We, the American public, were wrong. Microsoft Word was wrong, too, since they recreated a font and pagination style (superscript? proportional spacing?) that were so obviously in use on IBM Selectric typewriters from the early 70's.
Mapes did not lose faith in her story even after her key source, former National Guardsman Bill Burkett, admitted lying to her about where he obtained the disputed documents.
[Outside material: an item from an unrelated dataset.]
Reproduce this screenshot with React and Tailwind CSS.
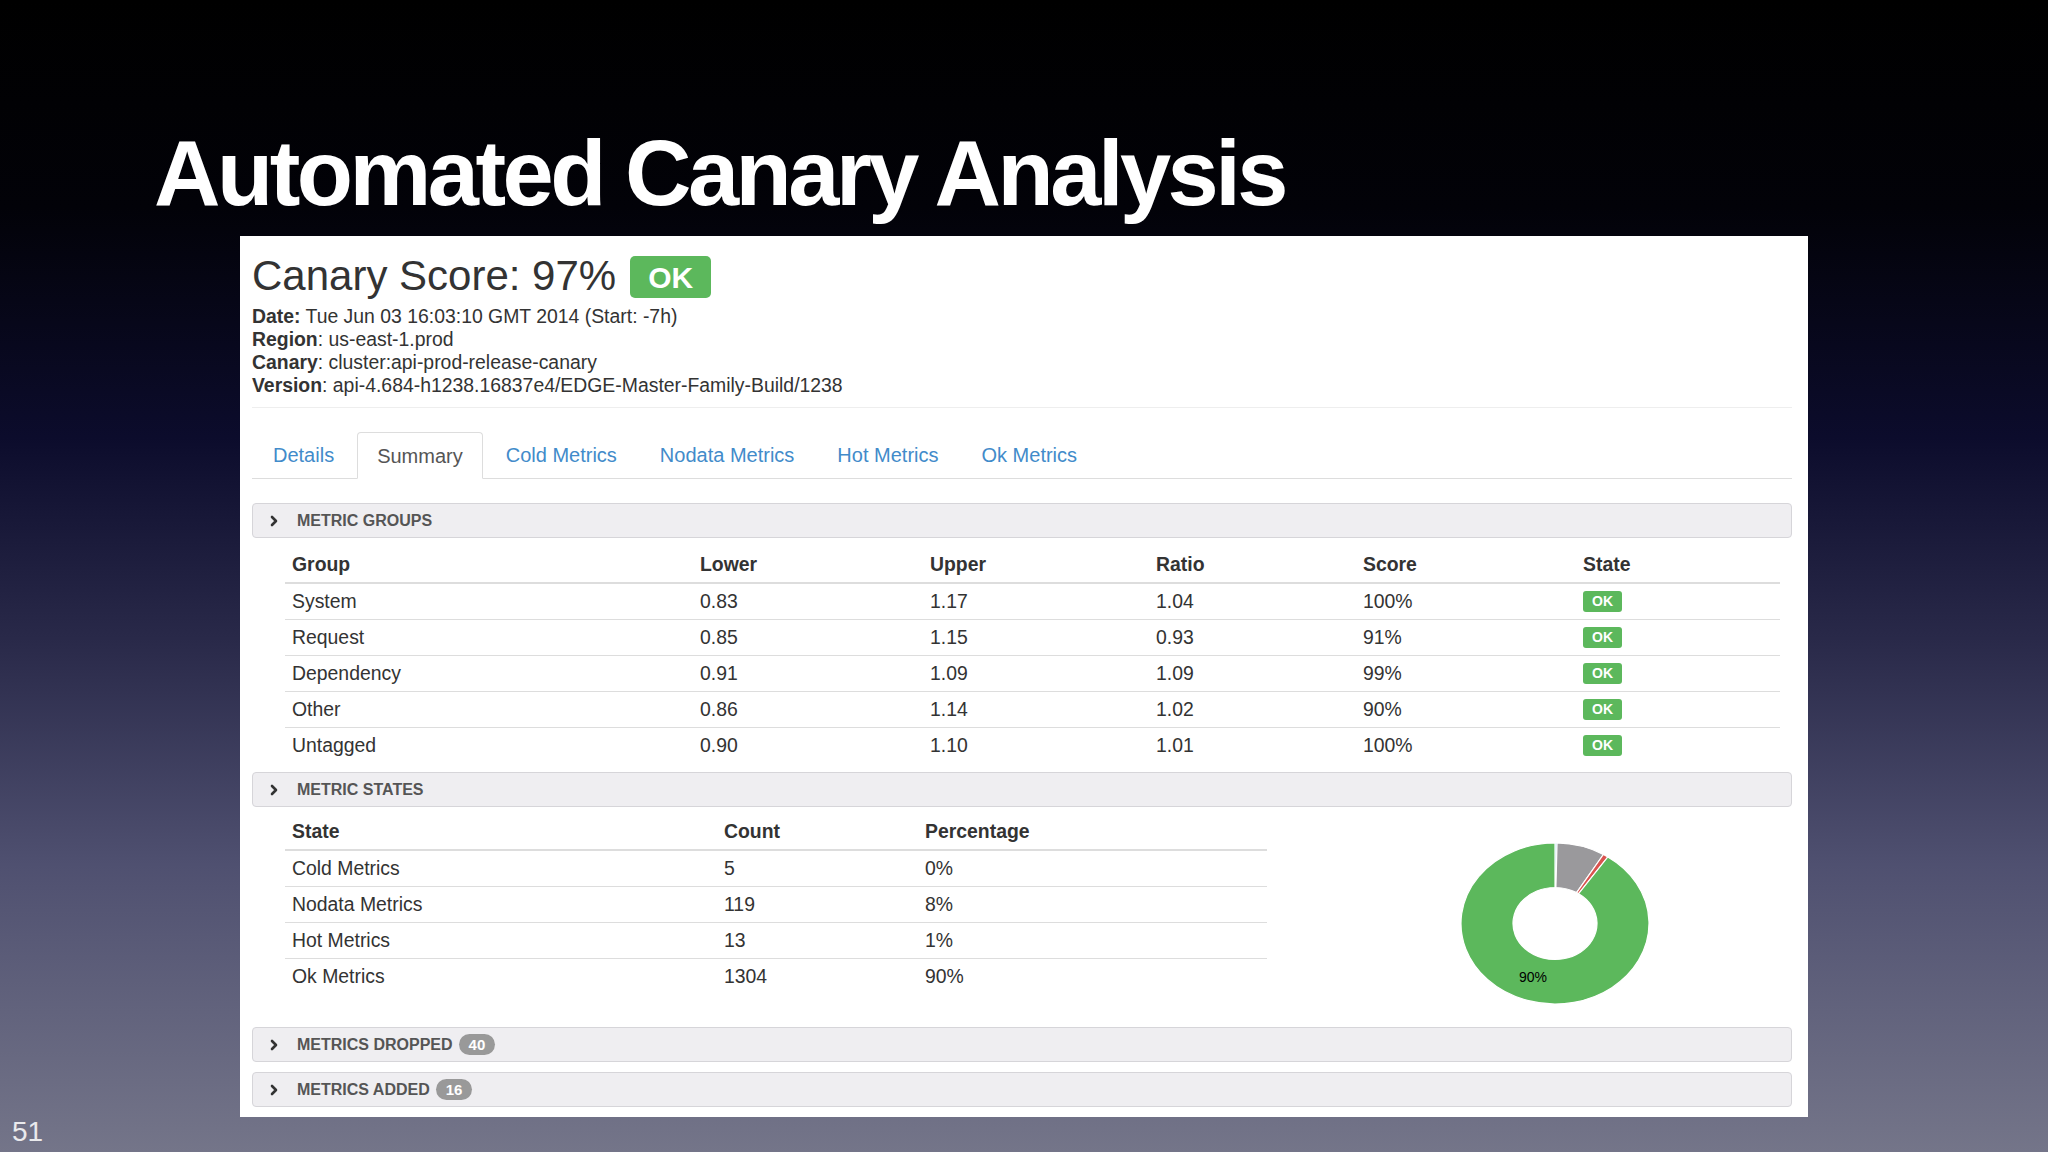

Nor was she swayed by criticism from some of the document experts hired by CBS to vet the papers... Instead, Mapes continues to argue that the "60 Minutes II" segment was "well researched and well documented" and that CBS and its corporate parent , Viacom, caved to pressure by abandoning her and the story.
But she was so obviously right.
According to Kurtz, Mapes did some deep self-examination when she wrote her book about the Bush memo fiasco... and her self-examination discovered that she was right all along. Wow, great insights. You can tell she did a lot of soul-searching on that one.
For some people (on JU and the Washington Post), this story never dies. For Mary Mapes, apparently she thinks people want to hear her side of the story.
"Flying Fearlessly in the Face of Facts" should have been the title to her memoir.